Plus pointu se veut Fiacre Alladaye. « En réalité, par rapport à l’allaitement maternel, expose l’Agro-nutritionniste, l’Organisation internationale du travail a prévu des conditions pour permettre à la femme allaitante d’allaiter n’importe où. « Pour des missions internationales, par exemple, il y a une nounou qui est mise à la disposition de la femme pour l’assister, pour garder l’enfant afin de lui permettre de travailler. On prend en compte la nounou qui bénéficie de certaines conditions : déplacement, restauration, hébergement, etc.
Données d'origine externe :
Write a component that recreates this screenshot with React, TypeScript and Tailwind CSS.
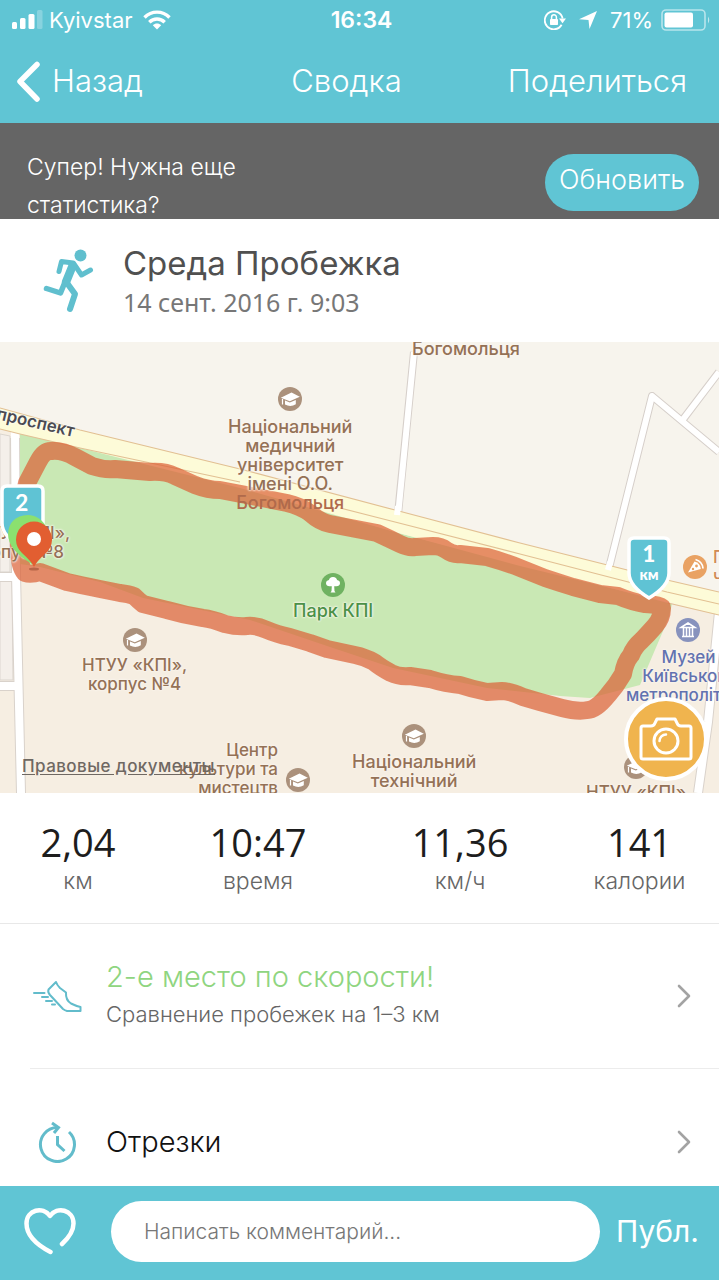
import type { ReactNode } from "react";

const halo = "[text-shadow:0_0_2px_#fbf6ef,0_0_2px_#fbf6ef,0_0_3px_#fbf6ef]";

function SignalIcon() {
  return (
    <svg width="31" height="20" viewBox="0 0 31 20" fill="#fff" aria-hidden="true">
      <rect x="0" y="12" width="5" height="7" rx="1.5" />
      <rect x="8" y="8" width="5.500" height="11" rx="1.500" />
      <rect x="16.500" y="4" width="6" height="15" rx="1.500" />
      <rect x="25" y="0" width="5.500" height="19" rx="1.500" opacity=".25" />
    </svg>
  );
}

function WifiIcon() {
  return (
    <svg width="28" height="20" viewBox="0 0 28 20" fill="none" stroke="#fff" strokeWidth="3.400" aria-hidden="true">
      <path d="M1.500 7.500C8.500.300 19.500.300 26.500 7.500" />
      <path d="M6.300 12.200C10.600 7.900 17.400 7.900 21.700 12.200" />
      <path d="M9.800 15.300C12.200 13 15.800 13 18.200 15.300L14 19.600Z" fill="#fff" stroke="none" />
    </svg>
  );
}

function RotationLockIcon() {
  return (
    <svg width="22" height="20" viewBox="0 0 22 20" fill="none" stroke="#fff" strokeWidth="1.800" aria-hidden="true">
      <path d="M17.600 14.800A9 9 0 1 1 18.600 8.500" />
      <path d="M15 8.600h7l-3.500 4.600z" fill="#fff" stroke="none" />
      <rect x="6" y="9" width="8" height="6" rx=".8" fill="#fff" stroke="none" />
      <path d="M7.600 9V7.200a2.400 2.400 0 0 1 4.800 0V9" strokeWidth="1.500" />
    </svg>
  );
}

function StatusBar() {
  return (
    <div className="flex h-10 items-center justify-between pl-3 pr-2 text-[22px] leading-7">
      <div className="flex flex-1 items-center gap-1.5">
        <SignalIcon />
        <span>Kyivstar</span>
        <span className="ml-1">
          <WifiIcon />
        </span>
      </div>
      <span className="text-[23px] font-semibold">16:34</span>
      <div className="flex flex-1 items-center justify-end gap-2">
        <RotationLockIcon />
        <svg className="ml-1" width="20" height="20" viewBox="0 0 20 20" fill="#fff" aria-hidden="true">
          <path d="M19 1 11.500 19 10.500 10 1 9.300Z" />
        </svg>
        <span className="ml-1">71%</span>
        <svg width="50" height="22" viewBox="0 0 50 22" fill="none" aria-hidden="true">
          <rect x="1" y="1" width="43" height="20" rx="4" stroke="#fff" strokeOpacity=".55" strokeWidth="1.600" />
          <rect x="3.500" y="3.500" width="28.500" height="15" rx="2" fill="#fff" />
          <path d="M47 7.500q2.500 3.500 0 7z" fill="#fff" fillOpacity=".6" />
        </svg>
      </div>
    </div>
  );
}

function Header() {
  return (
    <header className="bg-[#60c5d4] text-white">
      <StatusBar />
      <nav className="grid h-[83px] grid-cols-[1fr_auto_1fr] items-center pl-4 pr-8 text-[31px] font-light">
        <button className="flex items-center gap-3 justify-self-start">
          <svg width="24" height="42" viewBox="0 0 24 42" fill="none" stroke="#fff" strokeWidth="5.500" strokeLinecap="round" strokeLinejoin="round" aria-hidden="true">
            <path d="M21 3.500 4 20.500 21 38" />
          </svg>
          Назад
        </button>
        <h1 className="pr-2.5">Сводка</h1>
        <button className="justify-self-end">Поделиться</button>
      </nav>
    </header>
  );
}

function Runner() {
  return (
    <svg width="52" height="64" viewBox="0 0 52 64" fill="none" stroke="#60bfce" strokeLinecap="round" strokeLinejoin="round" aria-hidden="true">
      <circle cx="37.500" cy="6.500" r="6" fill="#60bfce" stroke="none" />
      <path d="M16 22.500 18.500 12.500 30 14" strokeWidth="5" />
      <path d="M31 15 38.500 26 47.500 21" strokeWidth="5" />
      <path d="M29.500 17 23 33" strokeWidth="8.500" />
      <path d="M22 33 17.500 44 3.500 39.500" strokeWidth="5.500" />
      <path d="M24 34 32 45 27 60" strokeWidth="6" />
    </svg>
  );
}

function Cap({ className = "" }: { className?: string }) {
  return (
    <svg className={`shrink-0 ${className}`} width="24" height="24" viewBox="0 0 24 24" aria-hidden="true">
      <circle cx="12" cy="12" r="12" fill="#ab917c" />
      <path d="M2.800 10.800 13.500 5.500 21.800 9.800 11.800 14.200Z" fill="#fff" />
      <path d="M7 13.500 11.800 15.600 17.800 13V17.300Q12.500 20.500 7 17.500Z" fill="#fff" />
      <path d="M4.500 12V17.500" stroke="#fff" strokeWidth="1.200" />
    </svg>
  );
}

function Place({ className, children }: { className: string; children: ReactNode }) {
  return (
    <div className={`absolute flex flex-col items-center text-center font-medium leading-[19px] whitespace-nowrap ${halo} ${className}`}>
      {children}
    </div>
  );
}

const route =
  "M25 231C17 222 16 190 27 141L38 120Q44 108 52 109Q62 108 75 115L92 124Q104 128 115 127L150 130Q165 129 175 134L195 143Q208 148 220 148L262 156L287 161Q300 164 310 171Q320 180 330 182L377 191Q390 197 400 202Q408 206 415 205L433 204Q441 204 446 208Q453 213 460 212L487 215Q505 220 520 226L545 236Q560 241 573 245L600 252L618 254Q632 260 645 262Q662 263 662 266Q662 276 655 284Q648 292 642 298Q634 305 631 313Q625 320 623 332Q616 344 608 353Q596 368 588 368Q577 370 562 366L540 360L523 355Q510 349 502 349L487 350Q472 347 460 343Q446 342 430 337L410 334Q399 335 391 331Q380 325 374 320Q365 315 355 313L327 307L310 301L290 295Q276 292 267 288Q256 283 247 284Q237 285 225 282Q212 277 203 276Q184 273 167 268L143 262Q139 259 134 254Q129 252 120 251L100 247Q80 243 67 240L40 230Q31 233 25 231Z";

function MapArtwork() {
  return (
    <svg className="absolute left-0 top-0" width="719" height="451" viewBox="0 0 719 451" fill="none" aria-hidden="true">
      <rect width="719" height="451" fill="#f7f4ed" />
      <path d="M0 86 80 105 240 145 719 272V451H0Z" fill="#f6eee2" />
      <path d="M0 92 10 94V230H0ZM0 237H12L13 338H0Z" fill="#f4efea" stroke="#dbd5cf" strokeWidth="1" />
      <g strokeLinejoin="round">
        <path d="M414 10 398 172M608 230 652 54 719 110M681 80 719 30" stroke="#d6cfca" strokeWidth="8" />
        <path d="M414 10 398 174M608 230 652 54 719 110M681 80 719 30" stroke="#fff" strokeWidth="6" />
      </g>
      <path d="M15 96 16 232 21 451M0 235H14M0 344H16" stroke="#d9d2cb" strokeWidth="10" />
      <path d="M15 90 16 232 21 451M0 235H16M0 344H18" stroke="#fff" strokeWidth="8" />
      <path d="M719 270 708 380 698 451" stroke="#d9d2cb" strokeWidth="10" />
      <path d="M719 270 708 380 698 451" stroke="#fff" strokeWidth="8" />
      <path d="M20 92 80 105 240 144 395 190 672 262 669 275 640 343 590 356 560 354 487 346 393 326 327 304 250 278 143 256 100 240 40 225 20 222Z" fill="#c9e8b4" />
      <path d="M0 66 80 88 240 127 395 168 520 201 667 238 719 250V273L672 261 520 224 395 190 240 146 80 106 0 87Z" fill="#fdfbd8" />
      <path d="M0 66 80 88 240 127 395 168 520 201 667 238 719 250M0 87 20 92 80 106 240 140M340 166 395 180 520 212 667 250 719 262M719 273 668 261" stroke="#e2c093" strokeWidth="1.200" />
      <path d="M398 164 397 173M610 220 608 228" stroke="#fff" strokeWidth="6" />
      <path d={route} stroke="#dc6034" strokeOpacity=".7" strokeWidth="18" strokeLinejoin="round" />
    </svg>
  );
}

function TrackMap() {
  return (
    <section aria-label="Карта" className="relative h-[451px] overflow-hidden text-[17px] text-[#947156]">
      <MapArtwork />
      <span className="absolute -left-1 top-[70px] rotate-[13deg] text-[17px] font-semibold leading-5 text-[#4b4b52] [text-shadow:0_0_2px_#fff,0_0_2px_#fff]">
        проспект
      </span>
      <Place className="left-[412px] top-[-3px] text-[18px]">Богомольця</Place>
      <Place className="left-[228px] top-[45px] text-[18px]">
        <Cap />
        <span className="mt-1.5">
          Національний
          <br />
          медичний
          <br />
          університет
          <br />
          імені О.О.
          <br />
          <span className="text-[#b06a4b] [text-shadow:none]">Богомольця</span>
        </span>
      </Place>
      <Place className="left-[293px] top-[231px] text-[18px] text-[#4b9147]">
        <svg width="24" height="24" viewBox="0 0 24 24" aria-hidden="true">
          <circle cx="12" cy="12" r="12" fill="#6fb261" />
          <path d="M12 4c2.500 0 4 1.500 4 3 2 .3 3 1.600 3 3.200 0 2-1.600 3-3.500 3H13.200L13.500 18 14.500 19.500H9.500L10.500 18 10.800 13.200H8.500C6.500 13.200 5 12 5 10.200 5 8.600 6.200 7.300 8 7 8 5.500 9.500 4 12 4Z" fill="#fff" />
        </svg>
        <span className="mt-1">Парк КПІ</span>
      </Place>
      <Place className="left-[82px] top-[286px]">
        <Cap />
        <span className="mt-1">
          НТУУ «КПІ»,
          <br />
          корпус №4
        </span>
      </Place>
      <Place className="left-[352px] top-[382px] text-[18px]">
        <Cap />
        <span className="mt-1">
          Національний
          <br />
          технічний
        </span>
      </Place>
      <div className={`absolute left-[179px] top-[399px] flex items-center gap-2 text-right font-medium leading-[19px] ${halo}`}>
        <span>
          Центр
          <br />
          культури та
          <br />
          мистецтв
        </span>
        <Cap className="mt-5" />
      </div>
      <Place className="left-[586px] top-[413px]">
        <Cap />
        <span className="mt-1">НТУУ «КПІ»</span>
      </Place>
      <Place className="left-[626px] top-[276px] text-[#6272b0]">
        <svg width="24" height="24" viewBox="0 0 24 24" fill="none" stroke="#fff" strokeWidth="1.500" aria-hidden="true">
          <circle cx="12" cy="12" r="12" fill="#8792bd" stroke="none" />
          <path d="M5 9.500 12 5 19 9.500ZM6 18.500H18M7.500 10V18M10.500 10V18M13.500 10V18M16.500 10V18" />
        </svg>
        <span className="mt-1.5">
          Музей
          <br />
          Київського
          <br />
          метрополітену
        </span>
      </Place>
      <div className={`absolute left-[683px] top-[206px] flex items-center gap-1.5 font-medium leading-[19px] text-[#d08a55] ${halo}`}>
        <svg className="shrink-0" width="24" height="24" viewBox="0 0 24 24" aria-hidden="true">
          <circle cx="12" cy="12" r="12" fill="#e9a263" />
          <path d="M5 17.500 11.500 6.500Q17.500 8 17.800 14Z" fill="#fff" />
          <path d="M12.500 4.500Q19.500 6.500 20 13.500" fill="none" stroke="#fff" strokeWidth="1.800" />
          <circle cx="10" cy="14" r="1.200" fill="#e9a263" />
          <circle cx="13.500" cy="11" r="1.400" fill="#e9a263" />
        </svg>
        <span>
          П<br />ч
        </span>
      </div>
      <Place className="left-[-35px] top-[182px]">
        <span>НТУУ «КПІ»,</span>
        <span>корпус №8</span>
      </Place>

      <a href="#legal" className="absolute left-[22px] top-[414px] font-medium leading-5 tracking-wide text-[#6f6862] underline underline-offset-2">
        Правовые документы
      </a>

      <div className="absolute left-[627px] top-[194px] h-[66px] w-[44px] text-white">
        <svg className="absolute inset-0" width="44" height="66" viewBox="0 0 44 66" aria-hidden="true">
          <path d="M2 7Q2 2 7 2H37Q42 2 42 7V37Q42 50 22 62Q2 50 2 37Z" fill="#5fc3d4" stroke="#fff" strokeWidth="3.500" />
        </svg>
        <p className="relative flex flex-col items-center pt-1.5 font-[Lato] text-[15px] font-black leading-4">
          <span className="text-[22px] leading-6">1</span>
          км
        </p>
      </div>
      <div className="absolute left-0 top-[140px] h-[90px] w-[56px] text-white">
        <svg className="absolute inset-0" width="56" height="90" viewBox="0 0 56 90" aria-hidden="true">
          <path d="M2 9Q2 4 7 4H38Q43 4 43 9V41Q43 55 22 64Q2 55 2 41Z" fill="#5fc3d4" stroke="#fff" strokeWidth="3.500" />
          <path d="M28 33a20 19 0 0 1 17 28L32 82Q8 68 8 52 9 34 28 33Z" fill="#8be06f" />
          <ellipse cx="34" cy="87" rx="5" ry="1.500" fill="#a4553a" opacity=".7" />
          <path d="M34 85Q32 80 22 71A18 18 0 1 1 46 71Q36 80 34 85Z" fill="#e25e31" />
          <circle cx="34" cy="57" r="7" fill="#fff" />
        </svg>
        <span className="absolute left-[15px] top-2 font-[Lato] text-[23px] font-bold leading-6">2</span>
      </div>

      <button aria-label="Добавить фото" className="absolute left-[624px] top-[355px] flex size-[84px] items-center justify-center rounded-full border-4 border-white bg-[#f0b44e]">
        <svg width="54" height="46" viewBox="0 0 54 46" fill="none" stroke="#fff" strokeWidth="3" strokeLinejoin="round" aria-hidden="true">
          <path d="M4 10H12Q15 10 16 7L18 3H36L38 7Q39 10 42 10H50Q52 10 52 12V41Q52 43 50 43H4Q2 43 2 41V12Q2 10 4 10Z" />
          <circle cx="27" cy="25" r="12" />
          <path d="M20.500 25a6.500 6.500 0 0 1 6.500-6.500" strokeWidth="2.500" strokeLinecap="round" />
        </svg>
      </button>
    </section>
  );
}

const stats = [
  { value: "2,04", label: "км" },
  { value: "10:47", label: "время" },
  { value: "11,36", label: "км/ч" },
  { value: "141", label: "калории" },
];

function Chevron() {
  return (
    <svg width="14" height="24" viewBox="0 0 14 24" fill="none" stroke="#a3a3a3" strokeWidth="2.600" strokeLinecap="round" strokeLinejoin="round" aria-hidden="true">
      <path d="M2 2 12 12 2 22" />
    </svg>
  );
}

export default function App() {
  return (
    <div className="flex min-h-screen flex-col bg-white font-[Inter,sans-serif]">
      <Header />
      <section className="flex h-24 items-start justify-between overflow-hidden bg-[#656565] pl-[27px] pr-5 text-white">
        <p className="w-64 pt-[25px] text-[23px] font-light leading-[38px]">Супер! Нужна еще статистика?</p>
        <button className="mt-[31px] h-[57px] rounded-full bg-[#60c5d4] px-3.5 pb-1 text-[27px] font-light">Обновить</button>
      </section>
      <section className="flex h-[123px] items-center gap-7 pl-[43px]">
        <Runner />
        <div>
          <h2 className="text-[33px] leading-[42px] text-[#505050]">Среда Пробежка</h2>
          <p className="font-['Noto_Sans'] text-[25px] leading-9 text-[#777]">14 сент. 2016 г. 9:03</p>
        </div>
      </section>
      <TrackMap />
      <dl className="grid h-[131px] grid-cols-[156fr_204fr_200fr_159fr] content-center border-b border-[#e8e8e8] text-center">
        {stats.map((s) => (
          <div key={s.label} className="flex flex-col-reverse">
            <dt className="text-[23px] font-light leading-8 text-[#666]">{s.label}</dt>
            <dd className="font-['Open_Sans'] text-[38px] font-medium leading-[46px] text-[#1d1d1d]">{s.value}</dd>
          </div>
        ))}
      </dl>
      <main className="flex grow flex-col">
        <a href="#compare" className="ml-[30px] flex h-[145px] items-center border-b border-[#ececec] pr-7">
          <svg className="mr-6 shrink-0" width="52" height="34" viewBox="0 0 52 34" fill="none" stroke="#62bccb" strokeWidth="2" strokeLinecap="round" strokeLinejoin="round" aria-hidden="true">
            <path d="M18.500 10.500 26 3Q27 6 30 9Q34 12 36 13.500Q35.500 21 41 24.500Q46 27 50.500 28V32H37Q35 31.500 33 30L20 16Q17.500 13 18.500 10.500Z" />
            <path d="M4 14H14.500M12 18H18M16 22H22M22 25.500H25" />
          </svg>
          <span className="grow pb-0.5">
            <span className="block text-[29px] font-light leading-[38px] text-[#8fd580]">2-е место по скорости!</span>
            <span className="block text-[22px] font-light leading-9 text-[#666]">Сравнение пробежек на 1–3 км</span>
          </span>
          <Chevron />
        </a>
        <a href="#splits" className="ml-[30px] flex h-[117px] items-center pr-7 pt-[29px]">
          <svg className="ml-2 mr-7 shrink-0" width="40" height="42" viewBox="0 0 40 42" fill="none" stroke="#62bccb" strokeWidth="3" aria-hidden="true">
            <path d="M31 11A17 17 0 1 1 20 6.500" />
            <path d="M14 2 20.500 6.500 16 12" />
            <path d="M19.500 15V23.500L26.500 30" />
          </svg>
          <span className="grow text-[29px] font-light text-[#111]">Отрезки</span>
          <Chevron />
        </a>
      </main>
      <footer className="sticky bottom-0 flex h-[94px] items-center bg-[#60c5d4] pb-1 pl-6 pr-5 text-white">
        <button aria-label="Нравится" className="mr-[35px] shrink-0">
          <svg width="52" height="48" viewBox="0 0 52 48" fill="none" stroke="#fff" strokeWidth="4.500" strokeLinecap="round" strokeLinejoin="round" aria-hidden="true">
            <path d="M26.500 45C15 39 2.500 29 2.500 16.500C2.500 2.500 19 -1 26 9C33 -1 49.500 2.500 49.500 16.500C49.500 24 44.500 31 38 37" />
          </svg>
        </button>
        <input
          type="text"
          aria-label="Написать комментарий"
          placeholder="Написать комментарий..."
          className="h-[61px] min-w-0 grow rounded-full bg-white px-[33px] text-[21px] font-light text-[#333] outline-none placeholder:text-[#777]"
        />
        <button className="ml-4 text-[30px]">Публ.</button>
      </footer>
    </div>
  );
}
Tout ça pour permettre à la femme de pouvoir allaiter n’importe où. Ne pas permettre à la femme de le faire, c’est une façon de violer ses droits. Mais, la plupart des femmes n’ayant pas l’information ne savent pas que c’est un droit. Quand je parle souvent de ça, je fais allusion à ce que nous vivons. Nos États africains comprennent-ils l’importance de l’allaitement maternel au point d’offrir ces conditions ? », se questionne l’Agro-nutritionniste Fiacre Alladaye. Et c’est là que réside toute la problématique.